Guru-guru yang bertugas di Batungsel semasa Jepang hingga Revolusi tidak hanya dihormati oleh warga setempat tetapi juga mampu berperan dalam pembaruan sosial di sebuah desa pertanian padi dan kopi kaki Gunung Batukaru. Di desa ini, pendidikan menjadi satu tonggak perubahan sosial yang sangat penting.  

Guru-guru mampu membawa angin perubahan lewat aktivitas belajar. Jadi, benar kata-kata Paulo Freire bahwa pendidikan itu politis. Sekolah sederhana berlantai tanah yang dibangun di Banjar Batungsel Kelod ini adalah ikon baru menuju kemajuan warga desa di masa depan. Pendidikan ini membawa satu persepsi perubahan sosial di tengah arus sejarah dari era Perang Dunia II ke era kemerdekaan dan revolusi Indonesia dan bertahan dari beberapa kali agresi militer Belanda. 

Guru-guru yang didatangkan oleh pemerintah dari desa-desa di Tabanan atau di Kecamatan Penebel adalah agen perubahan sosial yang nyata. Mereka anak-anak muda yang belum genap 20 tahun. Insan-insan terdidik yang diberi tempat oleh masyarakat. Mereka disambut dengan kepercayaan penuh dan dengan itu layak menerima penghormatan sosial. Dari tangan merekalah anak-anak Batungsel dan anak-anak desa di sekitarnya, seperti Sanda, Pempatan, Padangan, Galiukir, dan lain-lain mengenal cara menulis dan titik awal penting kemajuan dan modernisasoi telah ditorehkan: meretas buta aksara. 

Dunia aksara atau literasi dalam sejarah desa Batungsel dimulai di SR atau SDN 1 Batungsel. Di sinilah anak-anak desa mengenal huruf Latin yang merupakan jalan masuk ke dunia baru: dunia pengetahuan tertulis.

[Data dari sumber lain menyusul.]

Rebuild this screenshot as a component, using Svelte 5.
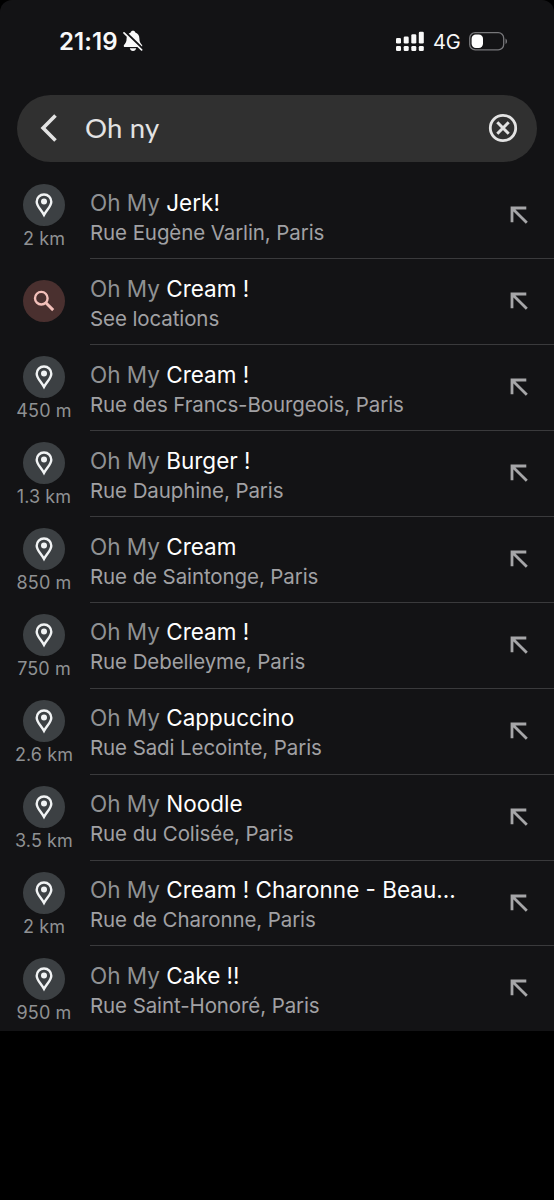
<script lang="ts">
  interface Suggestion {
    name: string;
    address: string;
    distance?: string;
  }

  const matched = "Oh My";
  let query = $state("Oh ny");

  const suggestions: Suggestion[] = [
    { name: "Jerk!", address: "Rue Eugène Varlin, Paris", distance: "2 km" },
    { name: "Cream !", address: "See locations" },
    { name: "Cream !", address: "Rue des Francs-Bourgeois, Paris", distance: "450 m" },
    { name: "Burger !", address: "Rue Dauphine, Paris", distance: "1.3 km" },
    { name: "Cream", address: "Rue de Saintonge, Paris", distance: "850 m" },
    { name: "Cream !", address: "Rue Debelleyme, Paris", distance: "750 m" },
    { name: "Cappuccino", address: "Rue Sadi Lecointe, Paris", distance: "2.6 km" },
    { name: "Noodle", address: "Rue du Colisée, Paris", distance: "3.5 km" },
    { name: "Cream ! Charonne - Beau...", address: "Rue de Charonne, Paris", distance: "2 km" },
    { name: "Cake !!", address: "Rue Saint-Honoré, Paris", distance: "950 m" },
  ];
</script>

<div class="screen">
  <main class="sheet">
    <header class="status">
      <span class="time">21:19</span>
      <svg class="bell" width="20" height="22" viewBox="0 0 20 22" aria-label="Silent mode">
        <path d="M10 .8c-1.300 0-2.100.7-2.300 1.600C4.900 3.300 3.600 5.600 3.600 8.600c0 3.400-1 4.700-2.400 6.100-.9.900-.5 2.400.9 2.400h15.800c1.400 0 1.800-1.500.9-2.400-1.400-1.400-2.400-2.700-2.400-6.100 0-3-1.300-5.300-4.100-6.200C12.100 1.500 11.300.8 10 .8zM6.800 18.300c.3 1.600 1.500 2.600 3.200 2.600s2.900-1 3.200-2.600z" fill="#f8f8f8" />
        <path d="M1.800 1.800l17.600 17" stroke="#131315" stroke-width="2.600" />
        <path d="M1 2.900l17.600 17" stroke="#f8f8f8" stroke-width="1.700" stroke-linecap="round" />
      </svg>
      <svg class="signal" width="28" height="20" viewBox="0 0 28 20" fill="#f8f8f8" aria-label="Signal">
        <rect x="0" y="7" width="5" height="5.5" rx="1.3" />
        <rect x="7.7" y="5.5" width="5" height="7" rx="1.3" />
        <rect x="15.3" y="3.3" width="5" height="9.2" rx="1.3" />
        <rect x="22.8" y=".7" width="5" height="11.8" rx="1.3" />
        <rect x="0" y="15" width="5" height="5" rx="1.3" />
        <rect x="7.7" y="15" width="5" height="5" rx="1.3" />
        <rect x="15.3" y="15" width="5" height="5" rx="1.3" />
        <rect x="22.8" y="15" width="5" height="5" rx="1.3" />
      </svg>
      <span class="network">4G</span>
      <svg class="battery" width="39" height="19" viewBox="0 0 39 19" aria-label="Battery">
        <rect x=".7" y=".7" width="34" height="17.2" rx="5.5" fill="none" stroke="#77777a" stroke-width="1.3" />
        <rect x="2.6" y="2.6" width="11.4" height="13.4" rx="4.2" fill="#fff" />
        <path d="M36.5 6.500c2 1 2 4.600 0 5.600z" fill="#77777a" />
      </svg>
    </header>

    <div class="search">
      <button class="icon-btn" type="button" aria-label="Back">
        <svg width="18" height="28" viewBox="0 0 18 28">
          <path d="M15.500 1.600L3.100 14l12.400 12.400" fill="none" stroke="#e3e3e3" stroke-width="3.6" />
        </svg>
      </button>
      <input class="query" type="text" bind:value={query} aria-label="Search here" />
      <button class="icon-btn" type="button" aria-label="Clear" onclick={() => (query = "")}>
        <svg width="30" height="30" viewBox="0 0 30 30" fill="none" stroke="#e3e3e3">
          <circle cx="15" cy="15" r="12.7" stroke-width="2.8" />
          <path d="M9.300 9.300l11.400 11.400M20.700 9.300l-11.400 11.400" stroke-width="3" />
        </svg>
      </button>
    </div>

    <ul class="list">
      {#each suggestions as item}
        <li class="row">
          <div class="lead" class:lead-search={!item.distance}>
            {#if item.distance}
              <span class="badge">
                <svg width="20" height="26" viewBox="0 0 20 26">
                  <path d="M10 2.500c-4.200 0-7.300 3.100-7.300 7.200 0 4.500 4.300 7.600 7.300 13.200 3-5.600 7.300-8.700 7.300-13.200 0-4.100-3.100-7.200-7.300-7.200z" fill="none" stroke="#f1f3f4" stroke-width="2.4" />
                  <circle cx="10" cy="9.5" r="3" fill="#f1f3f4" />
                </svg>
              </span>
              <span class="distance">{item.distance}</span>
            {:else}
              <span class="badge badge-search">
                <svg width="24" height="24" viewBox="0 0 24 24" fill="none" stroke="#f3c0ba">
                  <circle cx="9.3" cy="9.2" r="6.3" stroke-width="2.4" />
                  <path d="M13.600 13.500l7.600 7.600" stroke-width="2.900" />
                </svg>
              </span>
            {/if}
          </div>
          <div class="body">
            <div class="text">
              <div class="title"><span class="matched">{matched}</span> {item.name}</div>
              <div class="address">{item.address}</div>
            </div>
            <button class="icon-btn insert" type="button" aria-label={`Use ${matched} ${item.name}`}>
              <svg width="18" height="18" viewBox="0 0 18 18">
                <path d="M16.300 2H2v14.300M2.200 2.200l14.600 14.600" fill="none" stroke="#a6a6a8" stroke-width="2.8" />
              </svg>
            </button>
          </div>
        </li>
      {/each}
    </ul>
  </main>
</div>

<style>
  :global(body) { margin: 0; background: #000; }
  .screen { width: 554px; height: 1200px; background: #000; font-family: Inter, "Liberation Sans", sans-serif; overflow: hidden; }
  .sheet { height: 1031px; background: #131315; border-radius: 12px 12px 0 0; overflow: hidden; }
  .status { display: flex; align-items: center; height: 82px; padding: 0 46px 0 59px; box-sizing: border-box; color: #f8f8f8; }
  .time { width: 63px; margin-top: 1px; font-size: 24px; font-weight: 600; letter-spacing: 0.1px; white-space: nowrap; }
  .bell { margin-left: 1px; }
  .signal { margin-left: auto; margin-right: -1px; }
  .network { margin: 1px -1px 0 10px; width: 37px; font-size: 20px; letter-spacing: -0.2px; }
  .icon-btn { display: flex; align-items: center; justify-content: center; padding: 0; border: 0; background: transparent; cursor: pointer; }
  .search { display: flex; align-items: center; height: 67px; margin: 12.5px 17px 0; padding: 0 19px 0 23px; box-sizing: border-box; border-radius: 34px; background: #303030; }
  .query { flex: 1; min-width: 0; margin-left: 27px; padding: 0 0 2px; border: 0; outline: 0; background: transparent; color: #e3e3e3; font-family: Lato, sans-serif; font-size: 27.5px; letter-spacing: 0.2px; }
  .list { margin: 11.5px 0 0; padding: 0; list-style: none; }
  .row { display: flex; height: 85.94px; }
  .lead { flex: none; width: 90px; padding: 11.3px 2px 0 0; box-sizing: border-box; display: flex; flex-direction: column; align-items: center; }
  .lead-search { padding-top: 21.3px; }
  .badge { display: flex; align-items: center; justify-content: center; width: 42px; height: 42px; margin-right: 1px; border-radius: 50%; background: #3c4043; }
  .badge-search { background: #4a302f; }
  .distance { margin-top: 2px; font-size: 18px; line-height: 22px; letter-spacing: 0.1px; color: #8f9193; white-space: nowrap; }
  .body { flex: 1; min-width: 0; display: flex; box-sizing: border-box; border-bottom: 1px solid #3a3a3c; }
  .row:last-child .body { border-bottom: 0; }
  .text { flex: 1; min-width: 0; padding-top: 14.8px; white-space: nowrap; }
  .title { font-size: 22.5px; line-height: 29px; color: #fff; }
  .matched { color: #8f9193; }
  .address { margin-top: 1px; font-size: 20.5px; line-height: 30px; letter-spacing: -0.1px; color: #a1a1a4; }
  .insert { align-self: flex-start; margin: 33px 26px 0 0; }
</style>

Lantas warga desa mulai mengenal cara hidup baru, yakni membaca dan menulis serta kertas yang masih langka dan mahal. Guru-guru itu berhasil mengantarkan warga desa Batungsel hingga menjadi guru di jenjang yang lebih tinggai, insinyur, dan dokter, serta mantri.

Di sinilah anak-anak desa bersekolah. Jumlah anak angkatan sekolah yang banyak, juga terjadi di desa ini. Setelah Gempa Seririt 1976, dibangun dua SD baru dalam program SD Inpres (Instruksi Presiden). 

Saya memang akhirnya meraih gelar doktor (Dr.), bekerja sebagai dosen, menjadi penulis, dan menyelenggarakan gerakan literasi, instruktur literasi nasional; tamat di SDN 1 Batungsel. Saya masih ingat dengan baik guru-guru saya di SD ini. Rasanya baru kemarin sore kenangan itu terjadi. Saya hari ini adalah cerita sukses para guru yang pernah mengajar saya dengan ruang kelas bertirai sayong. 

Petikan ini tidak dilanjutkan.